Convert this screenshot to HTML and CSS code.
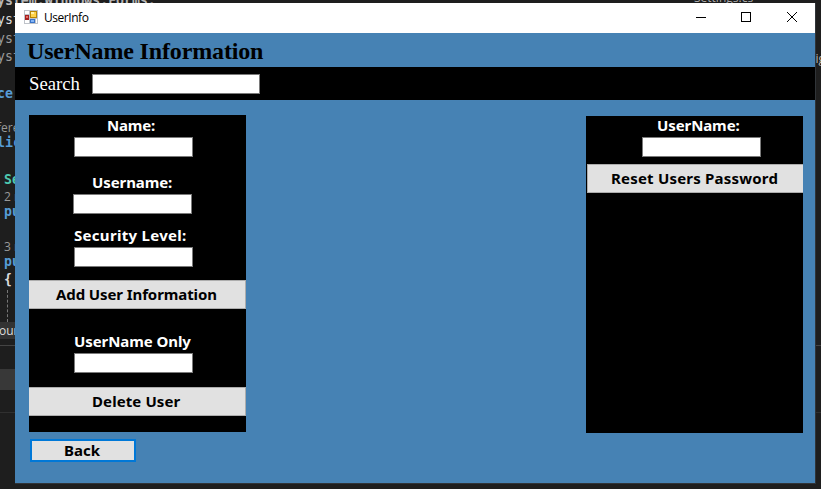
FILE: index.html
```html
<!DOCTYPE html>
<html lang="en">
<head>
<meta charset="utf-8">
<title>UserInfo</title>
<link rel="stylesheet" href="styles.css">
</head>
<body>
<div class="editor">
  <div class="code">
    <div class="line first">ystem.Windows.Forms;</div>
    <div class="line">yst</div>
    <div class="line dim">yst</div>
    <div class="line dim">yst</div>
    <div class="line keyword gap-s">ce</div>
    <div class="line lens gap-m">fere</div>
    <div class="line keyword tight">lic</div>
    <div class="line type in gap-s">Se</div>
    <div class="line lens in">2 r</div>
    <div class="line keyword in tight">pu</div>
    <div class="line lens in gap-m">3 r</div>
    <div class="line keyword in tight">pu</div>
    <div class="line in brace">{</div>
    <div class="guide"></div>
    <div class="found">oun</div>
    <div class="rule"></div>
    <div class="band"></div>
    <div class="rule faint"></div>
  </div>
  <div class="side"><span class="file">Settings.cs</span><span class="sig">ig</span></div>
</div>

<main class="window">
  <header class="titlebar">
    <svg class="app-icon" width="14" height="14" viewBox="0 0 14 14" shape-rendering="crispEdges">
      <path fill="#bfc3c9" d="M0 0h14v14H0z"/>
      <path fill="#fff" d="M1 1h4v3H1zM1 10h4v3H1zM12 9h1v4h-1z"/>
      <path fill="#a52020" d="M1 5h4v5H1z"/><path fill="#e66a5f" d="M2 6h2v2H2z"/>
      <path fill="#b98705" d="M6 1h7v7H6z"/><path fill="#ffd24a" d="M7 2h5v5H7z"/><path fill="#fff0a8" d="M7 2h3v2H7z"/>
      <path fill="#3973c9" d="M6 9h5v4H6z"/><path fill="#83b5f7" d="M7 10h3v2H7z"/>
    </svg>
    <span class="title">UserInfo</span>
    <svg class="controls" width="102" height="12" viewBox="0 0 102 12" fill="none" stroke="#000">
      <path d="M0 5.5h10M45.5.5h9v9h-9z" shape-rendering="crispEdges"/>
      <path d="M91 0l10 10M101 0L91 10"/>
    </svg>
  </header>
  <h1>UserName Information</h1>
  <div class="search"><label for="search">Search</label><input id="search"></div>
  <div class="content">
    <section class="left">
      <div class="panel users">
        <label class="name">Name:</label><input>
        <label class="username">Username:</label><input class="shifted">
        <label class="security">Security Level:</label><input>
        <button class="add">Add User Information</button>
        <label class="only">UserName Only</label><input>
        <button class="delete">Delete User</button>
      </div>
      <button class="back">Back</button>
    </section>
    <section class="panel reset">
      <label class="reset-name">UserName:</label><input>
      <button class="reset-button">Reset Users Password</button>
    </section>
  </div>
</main>
</body>
</html>
```
FILE: styles.css
```css
* { box-sizing: border-box; }
body { margin: 0; width: 821px; height: 489px; overflow: hidden; background: #1e1e1e; }

.editor { display: flex; justify-content: space-between; height: 489px; color: #dcdcdc; overflow: hidden; }
.code { width: 300px; font: 13.2px/18.5px "DejaVu Sans Mono", monospace; }
.line { height: 18.5px; white-space: pre; margin-left: -3px; }
.line.first { height: 11px; line-height: 2px; font-weight: bold; color: #b8b8b8; }
.dim { color: #9a9a9a; }
.keyword { color: #569cd6; font-weight: bold; }
.type { color: #4ec9b0; font-weight: bold; }
.brace { font-weight: bold; line-height: 16px; }
.lens { height: 15px; font: 12px/13px "Open Sans", sans-serif; color: #999; }
.in { margin-left: 4px; }
.tight { height: 17px; line-height: 14px; }
.gap-s, .gap-m { margin-top: 18px; }
.guide { width: 0; height: 32px; margin-left: 7px; border-left: 1px dashed #777; }
.found { height: 17px; font: 12px/17px "Open Sans", sans-serif; background: #333; margin-left: -1px; }
.rule { height: 1px; margin-top: 6px; background: #444; width: 821px; }
.band { height: 21px; margin-top: 23px; background: #383838; }
.rule.faint { margin-top: 22px; background: #303030; }
.side { width: 127px; font: 12px/14px "Open Sans", sans-serif; display: flex; flex-direction: column; }
.file { height: 14px; line-height: 0; margin-top: -2px; color: #aaa; }
.sig { align-self: flex-end; margin-top: 40px; margin-right: -4px; color: #b8b8b8; }

.window { position: absolute; left: 15px; top: 3px; width: 801px; height: 481px; background: #4682b4; border-right: 1px solid #303438; border-bottom: 1px solid #303438; }
.titlebar { display: flex; height: 30px; padding: 7px 17px 0 9px; background: #fff; }
.title { margin-left: 6px; font: 12px/16px "Open Sans", sans-serif; color: #000; letter-spacing: -.5px; }
.title { letter-spacing: -.45px; }
.controls { margin: 2px 0 0 auto; }
h1 { margin: 0; height: 34px; padding-left: 12px; font: bold 24px/36px "Liberation Serif", serif; letter-spacing: -.15px; color: #000; }
.search { display: flex; height: 33px; padding: 7px 0 0 14px; background: #000; color: #fff; }
.search label { width: 63px; font: 18.7px/19px "Liberation Serif", serif; }
input { display: block; width: 119px; height: 20px; margin: 0 0 0 45px; padding: 0 3px; border: 1px solid #7a7a7a; border-radius: 0; background: #fff; outline: 0; }
.search input { width: 168px; margin: 0; }
.content { display: flex; justify-content: space-between; padding: 15px 12px 0 14px; }
.panel { width: 217px; height: 317px; background: #000; }
.reset { margin-top: 1px; }
.reset input { margin-left: 56px; }
label { display: block; color: #fff; }
.panel label, button { font: bold 15px/20px "Noto Sans", sans-serif; white-space: nowrap; }
.panel label { height: 22px; }
.name { padding-left: 78px; letter-spacing: -.2px; }
.username { padding-left: 63px; margin-top: 15px; letter-spacing: -.1px; }
.users .shifted { margin-left: 44px; }
.security { padding-left: 45px; margin-top: 11px; letter-spacing: .3px; }
.only { padding-left: 45px; margin-top: 22px; letter-spacing: -.08px; }
.panel .reset-name { height: 21px; line-height: 18px; padding-left: 71px; letter-spacing: -.1px; }
button { display: block; width: 217px; height: 29px; margin: 0; padding: 0 0 2px; border: 1px solid #adadad; border-radius: 0; background: #e1e1e1; color: #000; text-align: left; }
button.add { margin-top: 13px; padding-left: 27px; border-left: 0; letter-spacing: -.1px; }
button.delete { margin-top: 14px; padding-left: 63px; border-left: 0; letter-spacing: .1px; }
button.reset-button { width: 216px; margin: 7px 0 0 1px; padding-left: 23px; border-right: 0; letter-spacing: .2px; }
button.back { width: 106px; height: 23px; margin: 7px 0 0 1px; padding: 0 0 0 32px; border: 2px solid #0078d7; line-height: 19px; }
```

=== TO BE DONE ===
Every line of text is to be repeated exactly; pictures are left out.

=== RESPONSE ===
Convert this screenshot to HTML and CSS code.
FILE: index.html
```html
<!DOCTYPE html>
<html lang="en">
<head>
<meta charset="utf-8">
<title>UserInfo</title>
<link rel="stylesheet" href="styles.css">
</head>
<body>
<div class="editor">
  <div class="code">
    <div class="line first">ystem.Windows.Forms;</div>
    <div class="line">yst</div>
    <div class="line dim">yst</div>
    <div class="line dim">yst</div>
    <div class="line keyword gap-s">ce</div>
    <div class="line lens gap-m">fere</div>
    <div class="line keyword tight">lic</div>
    <div class="line type in gap-s">Se</div>
    <div class="line lens in">2 r</div>
    <div class="line keyword in tight">pu</div>
    <div class="line lens in gap-m">3 r</div>
    <div class="line keyword in tight">pu</div>
    <div class="line in brace">{</div>
    <div class="guide"></div>
    <div class="found">oun</div>
    <div class="rule"></div>
    <div class="band"></div>
    <div class="rule faint"></div>
  </div>
  <div class="side"><span class="file">Settings.cs</span><span class="sig">ig</span></div>
</div>

<main class="window">
  <header class="titlebar">
    <svg class="app-icon" width="14" height="14" viewBox="0 0 14 14" shape-rendering="crispEdges">
      <path fill="#bfc3c9" d="M0 0h14v14H0z"/>
      <path fill="#fff" d="M1 1h4v3H1zM1 10h4v3H1zM12 9h1v4h-1z"/>
      <path fill="#a52020" d="M1 5h4v5H1z"/><path fill="#e66a5f" d="M2 6h2v2H2z"/>
      <path fill="#b98705" d="M6 1h7v7H6z"/><path fill="#ffd24a" d="M7 2h5v5H7z"/><path fill="#fff0a8" d="M7 2h3v2H7z"/>
      <path fill="#3973c9" d="M6 9h5v4H6z"/><path fill="#83b5f7" d="M7 10h3v2H7z"/>
    </svg>
    <span class="title">UserInfo</span>
    <svg class="controls" width="102" height="12" viewBox="0 0 102 12" fill="none" stroke="#000">
      <path d="M0 5.5h10M45.5.5h9v9h-9z" shape-rendering="crispEdges"/>
      <path d="M91 0l10 10M101 0L91 10"/>
    </svg>
  </header>
  <h1>UserName Information</h1>
  <div class="search"><label for="search">Search</label><input id="search"></div>
  <div class="content">
    <section class="left">
      <div class="panel users">
        <label class="name">Name:</label><input>
        <label class="username">Username:</label><input class="shifted">
        <label class="security">Security Level:</label><input>
        <button class="add">Add User Information</button>
        <label class="only">UserName Only</label><input>
        <button class="delete">Delete User</button>
      </div>
      <button class="back">Back</button>
    </section>
    <section class="panel reset">
      <label class="reset-name">UserName:</label><input>
      <button class="reset-button">Reset Users Password</button>
    </section>
  </div>
</main>
</body>
</html>
```
FILE: styles.css
```css
* { box-sizing: border-box; }
body { margin: 0; width: 821px; height: 489px; overflow: hidden; background: #1e1e1e; }

.editor { display: flex; justify-content: space-between; height: 489px; color: #dcdcdc; overflow: hidden; }
.code { width: 300px; font: 13.2px/18.5px "DejaVu Sans Mono", monospace; }
.line { height: 18.5px; white-space: pre; margin-left: -3px; }
.line.first { height: 11px; line-height: 2px; font-weight: bold; color: #b8b8b8; }
.dim { color: #9a9a9a; }
.keyword { color: #569cd6; font-weight: bold; }
.type { color: #4ec9b0; font-weight: bold; }
.brace { font-weight: bold; line-height: 16px; }
.lens { height: 15px; font: 12px/13px "Open Sans", sans-serif; color: #999; }
.in { margin-left: 4px; }
.tight { height: 17px; line-height: 14px; }
.gap-s, .gap-m { margin-top: 18px; }
.guide { width: 0; height: 32px; margin-left: 7px; border-left: 1px dashed #777; }
.found { height: 17px; font: 12px/17px "Open Sans", sans-serif; background: #333; margin-left: -1px; }
.rule { height: 1px; margin-top: 6px; background: #444; width: 821px; }
.band { height: 21px; margin-top: 23px; background: #383838; }
.rule.faint { margin-top: 22px; background: #303030; }
.side { width: 127px; font: 12px/14px "Open Sans", sans-serif; display: flex; flex-direction: column; }
.file { height: 14px; line-height: 0; margin-top: -2px; color: #aaa; }
.sig { align-self: flex-end; margin-top: 40px; margin-right: -4px; color: #b8b8b8; }

.window { position: absolute; left: 15px; top: 3px; width: 801px; height: 481px; background: #4682b4; border-right: 1px solid #303438; border-bottom: 1px solid #303438; }
.titlebar { display: flex; height: 30px; padding: 7px 17px 0 9px; background: #fff; }
.title { margin-left: 6px; font: 12px/16px "Open Sans", sans-serif; color: #000; letter-spacing: -.5px; }
.title { letter-spacing: -.45px; }
.controls { margin: 2px 0 0 auto; }
h1 { margin: 0; height: 34px; padding-left: 12px; font: bold 24px/36px "Liberation Serif", serif; letter-spacing: -.15px; color: #000; }
.search { display: flex; height: 33px; padding: 7px 0 0 14px; background: #000; color: #fff; }
.search label { width: 63px; font: 18.7px/19px "Liberation Serif", serif; }
input { display: block; width: 119px; height: 20px; margin: 0 0 0 45px; padding: 0 3px; border: 1px solid #7a7a7a; border-radius: 0; background: #fff; outline: 0; }
.search input { width: 168px; margin: 0; }
.content { display: flex; justify-content: space-between; padding: 15px 12px 0 14px; }
.panel { width: 217px; height: 317px; background: #000; }
.reset { margin-top: 1px; }
.reset input { margin-left: 56px; }
label { display: block; color: #fff; }
.panel label, button { font: bold 15px/20px "Noto Sans", sans-serif; white-space: nowrap; }
.panel label { height: 22px; }
.name { padding-left: 78px; letter-spacing: -.2px; }
.username { padding-left: 63px; margin-top: 15px; letter-spacing: -.1px; }
.users .shifted { margin-left: 44px; }
.security { padding-left: 45px; margin-top: 11px; letter-spacing: .3px; }
.only { padding-left: 45px; margin-top: 22px; letter-spacing: -.08px; }
.panel .reset-name { height: 21px; line-height: 18px; padding-left: 71px; letter-spacing: -.1px; }
button { display: block; width: 217px; height: 29px; margin: 0; padding: 0 0 2px; border: 1px solid #adadad; border-radius: 0; background: #e1e1e1; color: #000; text-align: left; }
button.add { margin-top: 13px; padding-left: 27px; border-left: 0; letter-spacing: -.1px; }
button.delete { margin-top: 14px; padding-left: 63px; border-left: 0; letter-spacing: .1px; }
button.reset-button { width: 216px; margin: 7px 0 0 1px; padding-left: 23px; border-right: 0; letter-spacing: .2px; }
button.back { width: 106px; height: 23px; margin: 7px 0 0 1px; padding: 0 0 0 32px; border: 2px solid #0078d7; line-height: 19px; }
```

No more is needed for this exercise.